All set up and ready for action (Patreon)
Content
I left the most torturous part of the framing process for this morning: wiring. You put wire on a picture frame or stretched canvas because it's the best way to hang a piece of art on the wall. It's easier to hang and easier to center. To put wire on a picture, you screw in two D-rings, feed framing wire through the D rings and tie the two ends into what's called a "framer's knot".
It sucks. It hurts the muscles in my fingers, the bones in my wrists, the wire pokes into the skin on the tips of my fingers. I tend to hunch over and tense up when I do it. It hurts my brain. I get sweaty for some reason.
I listened to Climate of Hunter by Scott Walker. I mention that because it was the only good thing going on during this painful process.
I drilled a screw through the front of a frame for the first time in my life. I did not throw the ruined frame at the wall as hard as I could. And yes, I'm bragging about that.
I ended up not putting wires on the smaller un-framed pieces. They'll hang on screws with some mounting putty on the bottom corners to keep them straight. And yes, I'm justifying my laziness.
I put the paintings into a box separated by pieces of cardboard so they wouldn't get scratched on the journey ahead.
The Hive is in the middle of Downtown Los Angeles. I'm a pretty good driver (more bragging) but heavy city traffic gives me anxiety. There's something coming my way that I don't see.
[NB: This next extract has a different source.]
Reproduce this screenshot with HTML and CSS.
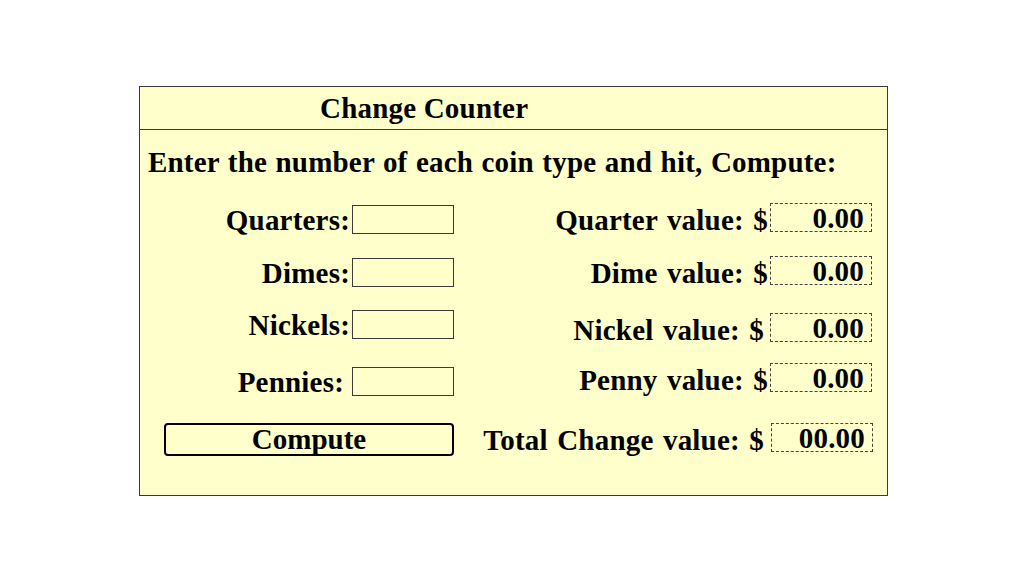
FILE: index.html
```html
<!DOCTYPE html>
<html>
<head>
<meta charset="utf-8">
<title>Change Counter</title>
<link rel="stylesheet" href="styles.css">
</head>
<body>
<div class="panel">
  <div class="header">Change Counter</div>
  <div class="intro">Enter the number of each coin type and hit, Compute:</div>
  <div class="grid">
    <label class="lbl down2">Quarters:</label>
    <input class="coin down2" type="text">
    <span class="vlbl">Quarter value: $</span>
    <span class="val">0.00</span>

    <label class="lbl down2">Dimes:</label>
    <input class="coin down2" type="text">
    <span class="vlbl">Dime value: $</span>
    <span class="val">0.00</span>

    <label class="lbl">Nickels:</label>
    <input class="coin" type="text">
    <span class="vlbl vlbl-wide down3">Nickel value: $</span>
    <span class="val down3">0.00</span>

    <label class="lbl lbl-p down1">Pennies:</label>
    <input class="coin down1" type="text">
    <span class="vlbl up3">Penny value: $</span>
    <span class="val up3">0.00</span>

    <button class="compute down1">Compute</button>
    <span class="vlbl vlbl-wide up1">Total Change value: $</span>
    <span class="val val-t up1">00.00</span>
  </div>
</div>
</body>
</html>
```
FILE: styles.css
```css
html, body {
  margin: 0;
  padding: 0;
  background: #ffffff;
}
body {
  font-family: "Liberation Serif", "Times New Roman", serif;
  font-weight: bold;
  font-size: 29px;
  letter-spacing: 0.2px;
  color: #000;
  padding-top: 86px;
  padding-left: 139px;
}
.panel {
  width: 747px;
  height: 408px;
  border: 1px solid #3a3a3a;
  background: #ffffcc;
}
.header {
  height: 42px;
  line-height: 42px;
  border-bottom: 1px solid #3a3a3a;
  padding-left: 180px;
}
.intro {
  margin-top: 16px;
  line-height: 32px;
  padding-left: 8px;
  word-spacing: 1px;
}
.grid {
  display: grid;
  grid-template-columns: 212px 102px 316px 102px;
  grid-template-rows: 53px 53px 55px 57px 58px;
  align-items: center;
  margin-top: 13px;
}
.down1 { margin-top: 2px; }
.down2 { margin-top: 4px; }
.down3 { margin-top: 6px; }
.up1 { margin-bottom: 2px; }
.up3 { margin-bottom: 6px; }
.lbl {
  text-align: right;
  padding-right: 2px;
  line-height: 30px;
}
.lbl-p { padding-right: 8px; }
.coin {
  box-sizing: border-box;
  width: 102px;
  height: 29px;
  border: 1px solid #3a3a3a;
  background: #ffffcc;
  font: inherit;
  padding: 0 4px;
}
.vlbl {
  text-align: right;
  padding-right: 2px;
  padding-top: 5px;
  line-height: 32px;
  word-spacing: 2px;
}
.vlbl-wide { padding-right: 6px; }
.val {
  box-sizing: border-box;
  width: 102px;
  height: 29px;
  border: 1px dashed #444;
  text-align: right;
  padding: 2px 7px 0 0;
  line-height: 25px;
}
.compute {
  grid-column: 1 / 3;
  margin-left: 24px;
  box-sizing: border-box;
  height: 33px;
  border: 2px solid #000;
  border-radius: 4px;
  background: #ffffcc;
  font: inherit;
  color: #000;
  line-height: 27px;
  padding: 0;
}
.val-t { margin-left: 1px; }
```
I'm not paying attention to something and it's going to suddenly jump out in front of me.
I parked in front of a fire hydrant in front of the gallery and unloaded all these pieces, my tool box and the new shelf I got at Walmart into the gallery.
I paid 10 dollars for parking.
My Metallica shirt got caught on a piece of metal in the urine scented alley behind the parking structure, tearing a hole right over my belly button. There was a person sleeping on a red velvet couch next to a dumpster and a puddle and some broken bottles.
You have to watch the ground when you walk in LA. Poop.
A man with a guitar, a bandana over his face and a dirty baseball hat with a few dollar bills in it aggressively limped up to me started yelling a bunch of things that I couldn't understand. "I'm not joking" was the only thing I could make out. I just said "I don't have anything." and kept walking towards the gallery a block away.
Nathan, Vicky and Brenda were getting the walls and labels ready for the show this Saturday. Artists came in and dropped off their art.
I got to my wall and I took everything down. A blank slate.
I spend the next 3 hours hanging and adjusting the paintings, straightening them, hanging the labels with double sided tape and installing the new shelf I bought for my prints.
While trying to hang the shelf I mangled the indents where the shelf is supposed to sits on the hardware on the wall. It was barely hanging on. It looked like if a fly landed on it it would tear away from the wall.
I thought "what would Francis Ford Coppola do?" He'd make it work. So I went and got the longest screw I could find and started drilling it straight through the back of the shelf and into the wall.
The drill died halfway through. So now I had this shelf tipping diagonally away from the wall with a random screw sticking out of it.
I heard people coming so I quickly pulled the shelf off the wall and hid it. "hey do you know where the other battery for the drill is?"
After looking everywhere we found the extra battery and I got the screws through the shelf and put my prints on it.
I packed up the old art, my tools, my screws, threw away the trash, made notes of which prints I need to replenish, and tipped my hat to the wall.